Saturday, February 21, 2009

Saint Jung?

I found the two glossy cards seen above at a downtown coffeehouse. As an ex-Catholic these remind me of prayer cards depicting various saints.

I’ve got nothing against Carl Jung; somewhere in this rambling mess that dominates my apartment is a copy of FLYING SAUCERS: A Modern Myth of Things Seen in the Skies. But the photos used on the promotional cards are so reverential that -- at least to my jaded mind’s eye -- they smack of religiosity.

I hope that after I shed my mortal coil that people won’t idealize me, promulgating all sorts of hagiographic works.

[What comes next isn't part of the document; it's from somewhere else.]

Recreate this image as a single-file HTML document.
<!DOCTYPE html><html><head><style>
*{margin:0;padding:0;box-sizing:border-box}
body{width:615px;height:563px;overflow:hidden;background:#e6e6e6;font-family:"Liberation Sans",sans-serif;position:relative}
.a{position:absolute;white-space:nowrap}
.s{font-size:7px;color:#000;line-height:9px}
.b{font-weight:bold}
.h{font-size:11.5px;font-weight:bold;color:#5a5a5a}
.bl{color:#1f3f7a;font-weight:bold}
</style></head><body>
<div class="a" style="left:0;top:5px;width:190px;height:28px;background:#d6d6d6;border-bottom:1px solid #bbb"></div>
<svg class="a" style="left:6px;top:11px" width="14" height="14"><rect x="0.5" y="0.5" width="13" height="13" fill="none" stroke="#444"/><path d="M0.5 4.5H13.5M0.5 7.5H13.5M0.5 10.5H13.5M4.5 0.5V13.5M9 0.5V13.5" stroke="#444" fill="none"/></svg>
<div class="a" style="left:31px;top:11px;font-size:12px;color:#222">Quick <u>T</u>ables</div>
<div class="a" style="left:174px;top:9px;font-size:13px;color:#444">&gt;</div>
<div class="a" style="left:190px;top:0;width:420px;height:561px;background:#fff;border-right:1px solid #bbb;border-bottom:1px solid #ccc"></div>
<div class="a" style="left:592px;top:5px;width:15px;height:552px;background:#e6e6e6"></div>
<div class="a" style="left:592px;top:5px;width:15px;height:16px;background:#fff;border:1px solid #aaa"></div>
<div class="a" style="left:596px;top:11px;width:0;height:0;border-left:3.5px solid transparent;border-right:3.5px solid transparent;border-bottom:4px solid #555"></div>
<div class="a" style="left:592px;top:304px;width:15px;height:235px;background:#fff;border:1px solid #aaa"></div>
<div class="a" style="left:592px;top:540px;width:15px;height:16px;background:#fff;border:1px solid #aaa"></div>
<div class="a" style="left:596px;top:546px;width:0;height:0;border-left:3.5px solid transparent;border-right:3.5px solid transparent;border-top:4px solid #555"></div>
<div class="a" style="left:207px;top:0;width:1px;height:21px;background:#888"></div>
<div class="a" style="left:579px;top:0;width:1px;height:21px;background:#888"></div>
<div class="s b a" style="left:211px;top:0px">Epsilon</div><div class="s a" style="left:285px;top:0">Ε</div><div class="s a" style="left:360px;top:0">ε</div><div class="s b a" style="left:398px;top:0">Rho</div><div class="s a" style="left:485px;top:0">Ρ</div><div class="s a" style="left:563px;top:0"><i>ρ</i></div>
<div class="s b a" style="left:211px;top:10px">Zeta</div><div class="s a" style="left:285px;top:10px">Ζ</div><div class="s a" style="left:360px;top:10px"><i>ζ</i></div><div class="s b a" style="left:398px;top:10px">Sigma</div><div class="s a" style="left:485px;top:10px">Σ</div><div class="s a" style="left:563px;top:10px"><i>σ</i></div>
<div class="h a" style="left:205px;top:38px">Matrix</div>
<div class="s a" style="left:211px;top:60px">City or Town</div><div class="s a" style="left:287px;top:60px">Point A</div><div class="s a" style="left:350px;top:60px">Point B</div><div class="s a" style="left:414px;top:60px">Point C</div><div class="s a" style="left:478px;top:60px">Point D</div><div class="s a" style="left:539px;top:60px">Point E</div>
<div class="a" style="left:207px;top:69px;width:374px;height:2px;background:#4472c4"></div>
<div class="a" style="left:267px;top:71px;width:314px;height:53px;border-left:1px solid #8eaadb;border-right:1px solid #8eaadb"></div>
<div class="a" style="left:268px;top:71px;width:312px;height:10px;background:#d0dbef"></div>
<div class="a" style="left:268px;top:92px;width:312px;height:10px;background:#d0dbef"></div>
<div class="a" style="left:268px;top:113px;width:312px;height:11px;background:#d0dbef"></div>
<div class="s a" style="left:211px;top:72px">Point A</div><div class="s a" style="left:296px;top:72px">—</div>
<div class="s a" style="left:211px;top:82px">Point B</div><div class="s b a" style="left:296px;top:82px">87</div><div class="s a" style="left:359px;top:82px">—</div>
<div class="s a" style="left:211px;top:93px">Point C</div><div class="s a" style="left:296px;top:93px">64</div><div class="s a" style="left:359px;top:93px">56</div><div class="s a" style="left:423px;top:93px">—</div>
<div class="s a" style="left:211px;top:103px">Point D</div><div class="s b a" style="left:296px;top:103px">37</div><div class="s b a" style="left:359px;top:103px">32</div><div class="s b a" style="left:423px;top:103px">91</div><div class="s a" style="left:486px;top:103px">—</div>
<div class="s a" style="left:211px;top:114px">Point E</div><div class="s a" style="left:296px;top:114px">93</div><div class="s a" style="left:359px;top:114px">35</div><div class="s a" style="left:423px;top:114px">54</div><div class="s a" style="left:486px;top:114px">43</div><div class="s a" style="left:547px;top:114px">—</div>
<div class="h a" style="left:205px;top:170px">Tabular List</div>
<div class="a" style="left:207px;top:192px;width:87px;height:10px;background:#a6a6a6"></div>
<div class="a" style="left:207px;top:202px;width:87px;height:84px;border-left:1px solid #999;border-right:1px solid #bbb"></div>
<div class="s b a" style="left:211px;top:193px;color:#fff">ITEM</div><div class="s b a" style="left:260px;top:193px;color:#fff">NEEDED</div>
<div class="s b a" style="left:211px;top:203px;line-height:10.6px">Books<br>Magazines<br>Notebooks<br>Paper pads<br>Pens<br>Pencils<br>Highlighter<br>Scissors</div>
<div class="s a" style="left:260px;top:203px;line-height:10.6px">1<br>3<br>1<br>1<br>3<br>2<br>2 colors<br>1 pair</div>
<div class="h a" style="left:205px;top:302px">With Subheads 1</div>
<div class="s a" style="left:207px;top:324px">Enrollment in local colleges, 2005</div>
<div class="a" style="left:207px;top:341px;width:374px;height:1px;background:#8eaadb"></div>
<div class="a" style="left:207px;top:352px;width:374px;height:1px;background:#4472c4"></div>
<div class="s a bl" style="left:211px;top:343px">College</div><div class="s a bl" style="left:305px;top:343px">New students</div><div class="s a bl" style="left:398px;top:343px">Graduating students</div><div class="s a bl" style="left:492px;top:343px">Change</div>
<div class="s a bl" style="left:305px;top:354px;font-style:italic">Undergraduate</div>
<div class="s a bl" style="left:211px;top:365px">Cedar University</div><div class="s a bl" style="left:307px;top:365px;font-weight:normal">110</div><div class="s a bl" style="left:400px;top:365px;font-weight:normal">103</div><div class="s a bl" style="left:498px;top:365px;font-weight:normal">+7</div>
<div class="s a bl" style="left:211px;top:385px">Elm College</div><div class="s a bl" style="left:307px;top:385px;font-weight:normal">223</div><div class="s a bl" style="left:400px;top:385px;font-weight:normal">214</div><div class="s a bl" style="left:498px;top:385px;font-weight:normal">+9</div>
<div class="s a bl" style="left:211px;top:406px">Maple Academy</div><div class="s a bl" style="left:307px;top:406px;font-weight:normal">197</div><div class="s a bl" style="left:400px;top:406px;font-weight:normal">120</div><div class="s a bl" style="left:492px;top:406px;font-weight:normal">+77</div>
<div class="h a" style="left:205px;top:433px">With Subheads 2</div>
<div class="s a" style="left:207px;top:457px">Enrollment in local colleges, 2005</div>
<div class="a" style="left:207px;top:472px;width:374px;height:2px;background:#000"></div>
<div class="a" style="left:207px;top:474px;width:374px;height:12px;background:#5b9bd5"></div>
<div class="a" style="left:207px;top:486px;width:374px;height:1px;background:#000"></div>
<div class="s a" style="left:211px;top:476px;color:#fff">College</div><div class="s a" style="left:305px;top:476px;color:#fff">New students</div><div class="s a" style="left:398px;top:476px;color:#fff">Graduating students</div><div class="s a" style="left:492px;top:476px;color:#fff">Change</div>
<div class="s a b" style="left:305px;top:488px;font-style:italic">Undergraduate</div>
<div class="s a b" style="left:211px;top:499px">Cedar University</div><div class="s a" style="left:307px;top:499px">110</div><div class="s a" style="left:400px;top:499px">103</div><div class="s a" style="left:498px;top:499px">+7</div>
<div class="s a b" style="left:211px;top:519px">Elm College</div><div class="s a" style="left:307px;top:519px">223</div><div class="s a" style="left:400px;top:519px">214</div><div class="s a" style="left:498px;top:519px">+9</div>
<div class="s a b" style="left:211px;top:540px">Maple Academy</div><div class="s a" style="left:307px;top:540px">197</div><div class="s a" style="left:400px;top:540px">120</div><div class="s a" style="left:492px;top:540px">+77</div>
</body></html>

On second thought, maybe I shouldn’t worry about that at all, especially with the devout Carl Jung followers in Vermont.


X. Dell said...

Geez, you're really reaching into the dark corners of my memory today. I went to Catholic school, and thus remember the saint cards. There does seem to be a bit of a reverential tone with some followers of Jung, but only because he leaves open the idea of occult speculation, in many senses.

In The Undiscovered Self, for instance, he relates the content of a private conversation he had with Sigmund Freund in which Freud admitted to certain observations, but never published them because he didn't want to fuel the occult--which, of course, Jung had no problem doing.

Ray said...

X. Dell:

What's interesting is that each saint had a special power to help you with a particular problem. Saint Blaise would protect your throat so that you wouldn't choke to death. Faced with a lost cause? Then Saint Jude could save the day. It's been pointed out that some saints were re-imaginings of pagan idols. Me, I think the saints were the original superheroes, the Justice League of God.

And for modern times, forget Doc Savage. Call in Doc Jung!